§ **EXERCISE DETAILS**: Everything from the first line of the data through the line with "import React from" is to be echoed exactly, minus the pictures.

§ **RECORDED INFORMATION**:
------------------------------
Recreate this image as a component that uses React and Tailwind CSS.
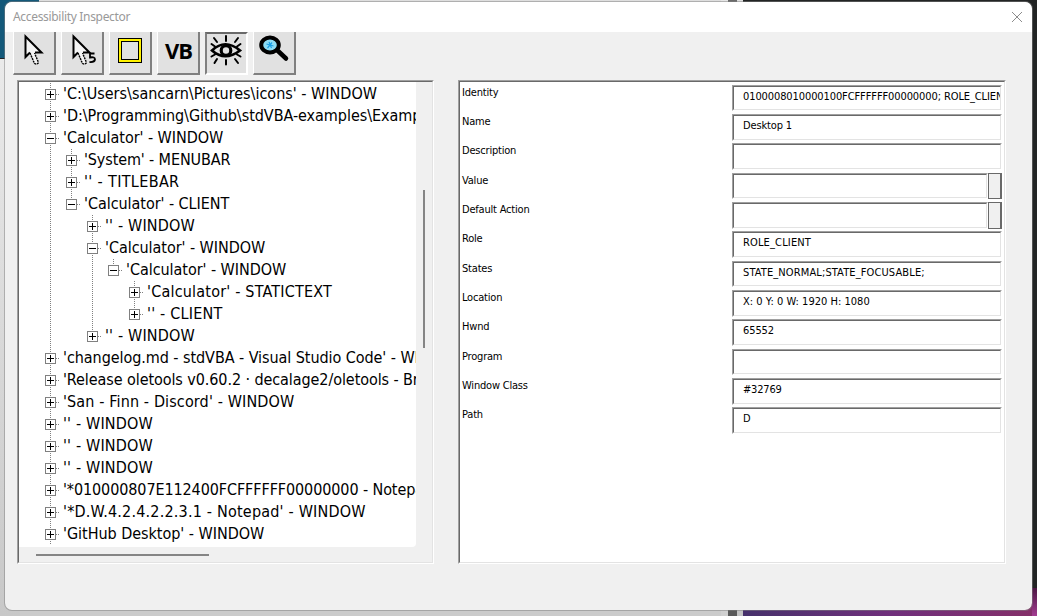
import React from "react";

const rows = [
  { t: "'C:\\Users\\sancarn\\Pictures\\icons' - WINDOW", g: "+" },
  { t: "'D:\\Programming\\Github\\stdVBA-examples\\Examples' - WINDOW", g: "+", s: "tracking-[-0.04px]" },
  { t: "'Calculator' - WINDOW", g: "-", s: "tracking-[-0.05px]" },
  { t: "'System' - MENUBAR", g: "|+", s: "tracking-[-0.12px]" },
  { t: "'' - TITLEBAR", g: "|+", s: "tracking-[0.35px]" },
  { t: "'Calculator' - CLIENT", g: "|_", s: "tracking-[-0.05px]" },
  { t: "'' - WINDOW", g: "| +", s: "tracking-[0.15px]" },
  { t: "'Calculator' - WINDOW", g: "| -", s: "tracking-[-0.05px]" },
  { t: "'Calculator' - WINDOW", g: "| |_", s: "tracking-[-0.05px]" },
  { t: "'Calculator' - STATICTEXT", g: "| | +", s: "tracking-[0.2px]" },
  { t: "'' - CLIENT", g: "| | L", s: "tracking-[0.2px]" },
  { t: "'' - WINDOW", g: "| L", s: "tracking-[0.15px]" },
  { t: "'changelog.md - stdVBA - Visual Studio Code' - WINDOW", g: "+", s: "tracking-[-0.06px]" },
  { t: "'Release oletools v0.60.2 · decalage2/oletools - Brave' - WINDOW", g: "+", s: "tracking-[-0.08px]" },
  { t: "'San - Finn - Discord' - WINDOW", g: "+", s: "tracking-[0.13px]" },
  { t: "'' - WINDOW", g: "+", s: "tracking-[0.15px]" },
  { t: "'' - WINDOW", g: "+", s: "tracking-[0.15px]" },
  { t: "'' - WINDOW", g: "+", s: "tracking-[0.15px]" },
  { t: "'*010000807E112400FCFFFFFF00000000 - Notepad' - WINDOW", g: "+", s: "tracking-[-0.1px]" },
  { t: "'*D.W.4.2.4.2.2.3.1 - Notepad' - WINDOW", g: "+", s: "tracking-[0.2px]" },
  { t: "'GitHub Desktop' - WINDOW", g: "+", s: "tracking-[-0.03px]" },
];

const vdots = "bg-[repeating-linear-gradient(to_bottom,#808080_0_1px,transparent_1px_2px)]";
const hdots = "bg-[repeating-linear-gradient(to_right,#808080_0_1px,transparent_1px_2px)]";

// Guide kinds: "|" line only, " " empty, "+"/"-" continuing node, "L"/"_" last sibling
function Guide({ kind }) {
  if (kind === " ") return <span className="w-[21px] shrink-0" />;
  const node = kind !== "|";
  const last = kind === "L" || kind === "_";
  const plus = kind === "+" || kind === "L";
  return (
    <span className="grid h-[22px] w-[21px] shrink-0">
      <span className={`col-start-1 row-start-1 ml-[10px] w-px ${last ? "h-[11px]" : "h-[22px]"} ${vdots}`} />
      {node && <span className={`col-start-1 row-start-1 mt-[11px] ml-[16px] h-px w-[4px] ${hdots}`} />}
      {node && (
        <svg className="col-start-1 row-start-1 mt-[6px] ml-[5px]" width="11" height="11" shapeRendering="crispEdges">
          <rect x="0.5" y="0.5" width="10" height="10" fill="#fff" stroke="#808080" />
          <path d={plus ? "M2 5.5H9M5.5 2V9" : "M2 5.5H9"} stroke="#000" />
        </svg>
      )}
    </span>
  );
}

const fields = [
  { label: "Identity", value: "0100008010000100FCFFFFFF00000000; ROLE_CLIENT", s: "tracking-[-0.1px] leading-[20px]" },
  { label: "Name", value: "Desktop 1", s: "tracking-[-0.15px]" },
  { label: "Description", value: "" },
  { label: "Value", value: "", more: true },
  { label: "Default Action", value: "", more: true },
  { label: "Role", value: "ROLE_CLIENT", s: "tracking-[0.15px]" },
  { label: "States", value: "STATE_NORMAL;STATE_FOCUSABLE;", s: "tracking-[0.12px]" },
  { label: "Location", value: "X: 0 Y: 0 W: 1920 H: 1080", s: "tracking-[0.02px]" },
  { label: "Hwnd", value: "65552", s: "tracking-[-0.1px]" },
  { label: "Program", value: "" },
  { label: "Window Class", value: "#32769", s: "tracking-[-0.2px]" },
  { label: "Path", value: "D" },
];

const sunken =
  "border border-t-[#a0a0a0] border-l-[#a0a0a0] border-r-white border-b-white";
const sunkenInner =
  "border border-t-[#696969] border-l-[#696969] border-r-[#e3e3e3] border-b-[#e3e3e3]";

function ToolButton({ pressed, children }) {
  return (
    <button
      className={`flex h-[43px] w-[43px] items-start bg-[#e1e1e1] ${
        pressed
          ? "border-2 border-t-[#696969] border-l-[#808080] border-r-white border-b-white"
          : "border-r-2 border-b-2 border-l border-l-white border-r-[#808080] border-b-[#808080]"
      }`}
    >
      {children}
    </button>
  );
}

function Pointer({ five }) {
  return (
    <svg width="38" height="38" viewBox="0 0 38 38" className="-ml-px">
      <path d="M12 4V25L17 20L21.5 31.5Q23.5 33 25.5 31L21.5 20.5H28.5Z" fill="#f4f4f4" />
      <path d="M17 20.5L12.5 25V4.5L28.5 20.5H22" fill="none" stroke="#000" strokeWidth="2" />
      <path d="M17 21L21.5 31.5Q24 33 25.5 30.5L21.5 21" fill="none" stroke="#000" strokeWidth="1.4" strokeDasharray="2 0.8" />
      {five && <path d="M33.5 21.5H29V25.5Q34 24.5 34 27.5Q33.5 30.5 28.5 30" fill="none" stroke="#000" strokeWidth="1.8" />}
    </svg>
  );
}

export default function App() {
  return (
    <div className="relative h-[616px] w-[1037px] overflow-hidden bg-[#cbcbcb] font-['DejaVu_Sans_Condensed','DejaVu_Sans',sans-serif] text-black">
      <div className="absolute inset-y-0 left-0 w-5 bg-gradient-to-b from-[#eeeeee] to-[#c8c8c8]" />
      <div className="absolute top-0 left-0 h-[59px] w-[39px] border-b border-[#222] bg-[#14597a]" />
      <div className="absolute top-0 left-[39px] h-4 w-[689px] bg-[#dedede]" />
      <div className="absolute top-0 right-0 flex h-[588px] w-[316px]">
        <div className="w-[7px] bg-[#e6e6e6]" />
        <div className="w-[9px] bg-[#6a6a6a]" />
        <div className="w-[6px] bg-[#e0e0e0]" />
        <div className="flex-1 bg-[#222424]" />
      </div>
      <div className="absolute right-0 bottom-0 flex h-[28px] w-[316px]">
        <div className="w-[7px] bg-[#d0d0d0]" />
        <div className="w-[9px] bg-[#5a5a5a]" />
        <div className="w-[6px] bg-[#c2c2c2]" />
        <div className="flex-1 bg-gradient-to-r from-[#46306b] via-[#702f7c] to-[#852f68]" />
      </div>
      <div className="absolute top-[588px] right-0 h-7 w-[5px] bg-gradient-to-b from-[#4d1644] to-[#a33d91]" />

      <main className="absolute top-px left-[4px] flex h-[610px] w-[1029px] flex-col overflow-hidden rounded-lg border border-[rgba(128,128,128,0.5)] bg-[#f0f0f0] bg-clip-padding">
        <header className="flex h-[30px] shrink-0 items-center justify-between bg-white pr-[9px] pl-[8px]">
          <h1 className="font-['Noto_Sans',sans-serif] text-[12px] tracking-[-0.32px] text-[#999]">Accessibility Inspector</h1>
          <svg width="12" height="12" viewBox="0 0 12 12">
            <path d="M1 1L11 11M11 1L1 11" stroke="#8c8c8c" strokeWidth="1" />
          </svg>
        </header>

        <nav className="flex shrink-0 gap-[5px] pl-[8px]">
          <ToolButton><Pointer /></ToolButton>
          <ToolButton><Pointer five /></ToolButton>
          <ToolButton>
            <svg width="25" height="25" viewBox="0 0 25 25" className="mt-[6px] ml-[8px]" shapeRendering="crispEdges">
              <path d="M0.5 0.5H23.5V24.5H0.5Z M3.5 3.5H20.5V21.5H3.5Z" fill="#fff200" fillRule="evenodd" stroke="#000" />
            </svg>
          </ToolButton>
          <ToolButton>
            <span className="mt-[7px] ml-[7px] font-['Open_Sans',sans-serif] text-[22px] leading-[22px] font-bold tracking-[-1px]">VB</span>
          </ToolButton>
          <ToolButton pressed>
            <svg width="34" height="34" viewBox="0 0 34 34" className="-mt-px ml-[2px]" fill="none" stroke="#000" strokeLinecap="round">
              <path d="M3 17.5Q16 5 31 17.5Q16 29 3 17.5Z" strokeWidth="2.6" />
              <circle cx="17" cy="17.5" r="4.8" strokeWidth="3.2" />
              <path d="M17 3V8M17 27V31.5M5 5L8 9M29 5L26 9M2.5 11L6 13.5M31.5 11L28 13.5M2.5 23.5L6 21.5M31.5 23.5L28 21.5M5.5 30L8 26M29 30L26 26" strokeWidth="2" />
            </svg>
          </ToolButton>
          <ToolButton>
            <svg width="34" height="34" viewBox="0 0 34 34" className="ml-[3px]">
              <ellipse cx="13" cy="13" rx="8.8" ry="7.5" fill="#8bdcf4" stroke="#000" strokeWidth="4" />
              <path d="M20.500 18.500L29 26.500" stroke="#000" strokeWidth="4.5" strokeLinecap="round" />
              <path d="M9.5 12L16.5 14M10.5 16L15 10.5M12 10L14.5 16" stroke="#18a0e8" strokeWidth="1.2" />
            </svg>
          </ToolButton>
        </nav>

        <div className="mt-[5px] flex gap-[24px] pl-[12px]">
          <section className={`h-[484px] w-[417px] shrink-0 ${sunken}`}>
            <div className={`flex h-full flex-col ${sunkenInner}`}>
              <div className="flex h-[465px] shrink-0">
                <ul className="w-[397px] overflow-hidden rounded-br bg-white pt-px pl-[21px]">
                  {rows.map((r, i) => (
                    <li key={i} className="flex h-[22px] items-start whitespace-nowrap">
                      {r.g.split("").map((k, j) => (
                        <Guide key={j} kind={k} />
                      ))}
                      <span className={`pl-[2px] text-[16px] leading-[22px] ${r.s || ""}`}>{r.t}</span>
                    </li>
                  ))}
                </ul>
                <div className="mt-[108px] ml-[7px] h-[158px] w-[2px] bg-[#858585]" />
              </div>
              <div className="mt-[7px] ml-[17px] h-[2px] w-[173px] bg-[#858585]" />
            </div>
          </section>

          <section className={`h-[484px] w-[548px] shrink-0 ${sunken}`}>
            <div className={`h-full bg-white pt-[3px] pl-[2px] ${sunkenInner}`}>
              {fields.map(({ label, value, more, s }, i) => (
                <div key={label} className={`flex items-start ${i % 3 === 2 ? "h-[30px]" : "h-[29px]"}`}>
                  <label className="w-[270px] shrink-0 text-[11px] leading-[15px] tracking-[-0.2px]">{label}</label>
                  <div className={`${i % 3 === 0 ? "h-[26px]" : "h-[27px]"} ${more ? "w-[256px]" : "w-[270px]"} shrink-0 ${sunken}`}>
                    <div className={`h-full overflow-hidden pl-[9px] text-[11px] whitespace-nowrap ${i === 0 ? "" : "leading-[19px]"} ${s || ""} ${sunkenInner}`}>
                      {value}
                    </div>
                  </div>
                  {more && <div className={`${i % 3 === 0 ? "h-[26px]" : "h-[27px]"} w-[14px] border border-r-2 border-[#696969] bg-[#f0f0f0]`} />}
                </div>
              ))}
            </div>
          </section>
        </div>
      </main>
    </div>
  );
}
------------------------------
§ **ANSWER TO THE PROBLEM**:
Recreate this image as a component that uses React and Tailwind CSS.
import React from "react";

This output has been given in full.